There has been a lot of discussion of late about the Broker and even the Realtor remaining relevant in today’s world.
I wrote an article last week that was half in jest about the demise of our industry. I refer to it as my “Star Trek” article. I have never in my life had such a response to an article! The last time I looked, over 20,000 Realtors and Brokers had read the article and over 200 had commented on it. I even had 50 Realtors and Brokers email personally to comment on it.
Half of the comments called me an idiot and hoped I would die a slow and painful death, and the other half of the comments said that I was “spot on”. Either way, it got me to thinking about all the conferences I have attended or discussions I have either had with other Brokers and the discussions on the subject of relevance.
I will start with the premise of what is relevant to today’s Realtor. In the good old days, the Broker was very revelent to the Realtor. The Broker provided the office space and in that office space, the Broker provided the phone system (remember when it was expensive to make a long distance call?), the copier, the fax machine, the computers and even the training.
Now most Realtors have better equipment in their home offices today than Broker’s have in their offices and most training is out sourced in today’s world. Look at all the trainers that now command the bulk of the training for Realtors either during seminars, webinars or at the local board meetings. These trainers are excellent for the most part.
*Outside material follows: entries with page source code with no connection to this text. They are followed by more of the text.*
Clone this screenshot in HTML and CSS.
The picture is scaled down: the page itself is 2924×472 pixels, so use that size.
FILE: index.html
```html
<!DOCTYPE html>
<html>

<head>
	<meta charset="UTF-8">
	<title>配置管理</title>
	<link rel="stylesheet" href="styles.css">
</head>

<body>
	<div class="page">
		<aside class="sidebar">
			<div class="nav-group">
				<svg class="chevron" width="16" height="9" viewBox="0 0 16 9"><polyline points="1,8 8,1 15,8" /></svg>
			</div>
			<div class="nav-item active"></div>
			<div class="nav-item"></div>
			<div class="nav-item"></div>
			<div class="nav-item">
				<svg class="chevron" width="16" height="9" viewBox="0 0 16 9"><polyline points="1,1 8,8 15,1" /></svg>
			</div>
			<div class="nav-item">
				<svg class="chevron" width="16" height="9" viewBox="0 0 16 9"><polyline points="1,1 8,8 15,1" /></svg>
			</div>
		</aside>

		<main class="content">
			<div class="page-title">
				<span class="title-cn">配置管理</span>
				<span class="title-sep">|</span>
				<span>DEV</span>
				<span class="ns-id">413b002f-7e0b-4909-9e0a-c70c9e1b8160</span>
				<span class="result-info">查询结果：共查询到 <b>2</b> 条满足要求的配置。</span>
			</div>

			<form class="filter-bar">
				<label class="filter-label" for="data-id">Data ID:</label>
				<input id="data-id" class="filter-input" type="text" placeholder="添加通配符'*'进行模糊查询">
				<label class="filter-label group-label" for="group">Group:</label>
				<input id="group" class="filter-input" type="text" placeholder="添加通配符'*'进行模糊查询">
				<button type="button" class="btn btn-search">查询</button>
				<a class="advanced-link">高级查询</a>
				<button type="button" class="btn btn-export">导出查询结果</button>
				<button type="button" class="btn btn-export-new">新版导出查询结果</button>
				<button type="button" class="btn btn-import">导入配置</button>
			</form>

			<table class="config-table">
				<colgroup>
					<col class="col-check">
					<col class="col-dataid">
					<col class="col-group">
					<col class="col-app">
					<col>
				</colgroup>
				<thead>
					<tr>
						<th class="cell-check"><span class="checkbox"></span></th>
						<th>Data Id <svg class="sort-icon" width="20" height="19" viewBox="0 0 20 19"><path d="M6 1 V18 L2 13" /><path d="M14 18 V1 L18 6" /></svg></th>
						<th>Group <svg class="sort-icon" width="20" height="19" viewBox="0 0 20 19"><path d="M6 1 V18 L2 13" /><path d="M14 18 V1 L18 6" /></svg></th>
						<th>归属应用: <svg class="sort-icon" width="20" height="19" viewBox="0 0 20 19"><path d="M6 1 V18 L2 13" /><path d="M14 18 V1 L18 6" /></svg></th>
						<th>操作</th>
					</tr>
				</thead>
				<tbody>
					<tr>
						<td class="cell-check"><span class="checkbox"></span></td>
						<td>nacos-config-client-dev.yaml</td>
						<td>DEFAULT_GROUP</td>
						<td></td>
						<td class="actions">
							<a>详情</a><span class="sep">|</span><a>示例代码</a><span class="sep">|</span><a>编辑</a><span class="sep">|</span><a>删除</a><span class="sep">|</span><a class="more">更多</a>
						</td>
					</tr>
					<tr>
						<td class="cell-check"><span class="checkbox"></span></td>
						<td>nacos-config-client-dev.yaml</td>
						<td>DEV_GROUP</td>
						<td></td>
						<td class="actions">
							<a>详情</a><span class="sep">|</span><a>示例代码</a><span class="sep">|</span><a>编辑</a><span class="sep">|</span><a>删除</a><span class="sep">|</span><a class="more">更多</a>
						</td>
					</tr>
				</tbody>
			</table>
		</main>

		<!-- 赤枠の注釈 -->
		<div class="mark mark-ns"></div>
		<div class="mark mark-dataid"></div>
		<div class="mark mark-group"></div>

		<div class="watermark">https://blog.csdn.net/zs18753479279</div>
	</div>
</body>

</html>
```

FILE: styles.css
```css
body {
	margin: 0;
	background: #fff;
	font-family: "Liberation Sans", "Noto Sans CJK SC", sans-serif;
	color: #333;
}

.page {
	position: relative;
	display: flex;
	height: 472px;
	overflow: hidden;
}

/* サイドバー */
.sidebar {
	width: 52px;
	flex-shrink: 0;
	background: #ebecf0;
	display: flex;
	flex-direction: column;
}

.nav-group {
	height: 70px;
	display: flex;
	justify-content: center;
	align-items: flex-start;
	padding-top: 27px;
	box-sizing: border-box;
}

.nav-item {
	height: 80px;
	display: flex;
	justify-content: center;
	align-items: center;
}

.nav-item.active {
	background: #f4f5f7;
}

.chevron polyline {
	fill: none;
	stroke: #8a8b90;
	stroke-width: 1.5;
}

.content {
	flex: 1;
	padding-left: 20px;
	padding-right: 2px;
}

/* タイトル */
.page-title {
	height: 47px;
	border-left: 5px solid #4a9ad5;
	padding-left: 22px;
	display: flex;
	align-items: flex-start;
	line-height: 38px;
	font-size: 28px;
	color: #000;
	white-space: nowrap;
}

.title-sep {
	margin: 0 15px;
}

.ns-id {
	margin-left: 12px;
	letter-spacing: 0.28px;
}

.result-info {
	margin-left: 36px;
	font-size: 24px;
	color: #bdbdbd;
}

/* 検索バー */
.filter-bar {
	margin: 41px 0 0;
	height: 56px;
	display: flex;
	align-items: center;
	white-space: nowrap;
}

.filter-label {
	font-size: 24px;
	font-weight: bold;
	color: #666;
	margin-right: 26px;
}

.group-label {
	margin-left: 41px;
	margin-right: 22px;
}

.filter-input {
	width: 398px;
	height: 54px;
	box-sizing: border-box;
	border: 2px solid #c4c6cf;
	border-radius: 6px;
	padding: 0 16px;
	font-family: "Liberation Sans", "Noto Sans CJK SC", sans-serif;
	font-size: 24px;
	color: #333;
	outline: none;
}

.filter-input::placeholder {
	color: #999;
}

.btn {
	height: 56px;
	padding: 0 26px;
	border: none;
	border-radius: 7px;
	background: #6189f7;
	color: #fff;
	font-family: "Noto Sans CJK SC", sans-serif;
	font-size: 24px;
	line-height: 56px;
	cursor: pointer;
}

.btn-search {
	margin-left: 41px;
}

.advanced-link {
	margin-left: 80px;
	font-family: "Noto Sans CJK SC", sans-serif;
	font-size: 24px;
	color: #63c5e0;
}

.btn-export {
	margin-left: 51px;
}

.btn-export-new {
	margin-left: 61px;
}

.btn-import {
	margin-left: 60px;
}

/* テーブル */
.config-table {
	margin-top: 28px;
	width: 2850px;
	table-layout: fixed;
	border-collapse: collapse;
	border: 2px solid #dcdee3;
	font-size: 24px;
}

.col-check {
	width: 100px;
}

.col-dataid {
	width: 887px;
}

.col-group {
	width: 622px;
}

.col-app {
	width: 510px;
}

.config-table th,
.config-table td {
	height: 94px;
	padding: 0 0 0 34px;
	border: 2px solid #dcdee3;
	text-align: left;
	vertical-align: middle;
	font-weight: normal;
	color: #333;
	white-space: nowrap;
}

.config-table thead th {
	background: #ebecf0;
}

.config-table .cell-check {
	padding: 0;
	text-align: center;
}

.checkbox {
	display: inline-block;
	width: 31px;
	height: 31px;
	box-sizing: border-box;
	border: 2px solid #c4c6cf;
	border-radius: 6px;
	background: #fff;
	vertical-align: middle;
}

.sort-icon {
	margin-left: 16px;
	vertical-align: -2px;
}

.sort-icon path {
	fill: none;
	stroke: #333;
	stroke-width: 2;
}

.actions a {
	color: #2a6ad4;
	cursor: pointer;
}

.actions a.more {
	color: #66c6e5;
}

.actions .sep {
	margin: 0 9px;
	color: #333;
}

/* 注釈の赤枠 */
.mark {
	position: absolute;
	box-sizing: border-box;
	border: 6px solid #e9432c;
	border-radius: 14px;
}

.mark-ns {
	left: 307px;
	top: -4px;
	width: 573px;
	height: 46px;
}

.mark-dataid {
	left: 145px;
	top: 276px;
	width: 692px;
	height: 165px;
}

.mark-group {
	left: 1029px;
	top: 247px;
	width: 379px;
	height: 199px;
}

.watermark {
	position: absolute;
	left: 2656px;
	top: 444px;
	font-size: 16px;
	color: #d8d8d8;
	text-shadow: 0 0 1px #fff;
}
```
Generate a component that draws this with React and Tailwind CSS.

I even had a very prominent leader in our industry tell me last year that now the boards offer what the Brokerages use to offer, making the brokerage even less relevant.
Then recently at a panel discussion about how to reinvent the Real Estate brokerage and make the brokerage relevant again, I heard the following exchange:
One Broker was sharing with the audience that they’re giving away too much Real estate (office space) to the Realtors. In this case the brokerage was giving up 80 square feet per Realtor. The discussion was that they were going to cut that space almost in half and give the Realtor 49 square feet. That is a space of 7 feet by 7 feet. Most home office’s that I have seen are larger than 7’ X 7’.
So if the Realtor has the equipment at home that the Broker used to supply and now the Broker is making their office less desirable than the Realtors home office, how does that help the Broker to stay relevant?
This same panel also made a statement that fewer and fewer Realtors are even using the office. So if that’s the case, why would the Brokerage even spend the money on a 7’ by 7’ space that the Realtor isn’t going to use?
I believe that what is now important to a Realtor is 1) Freedom, 2) 100% of their commissions and 3) Support, in that order. The Realtor no longer relies on the Broker for technology or office equipment.
We can all argue about how many Realtors value the office environment, but the point is less and less Realtors are finding they need an office environment to function efficiently. Plus the 100% “Genie” is out of the bottle!
The world is changing and technology waits for no one. Where and when this will all shake out, will be interesting to watch.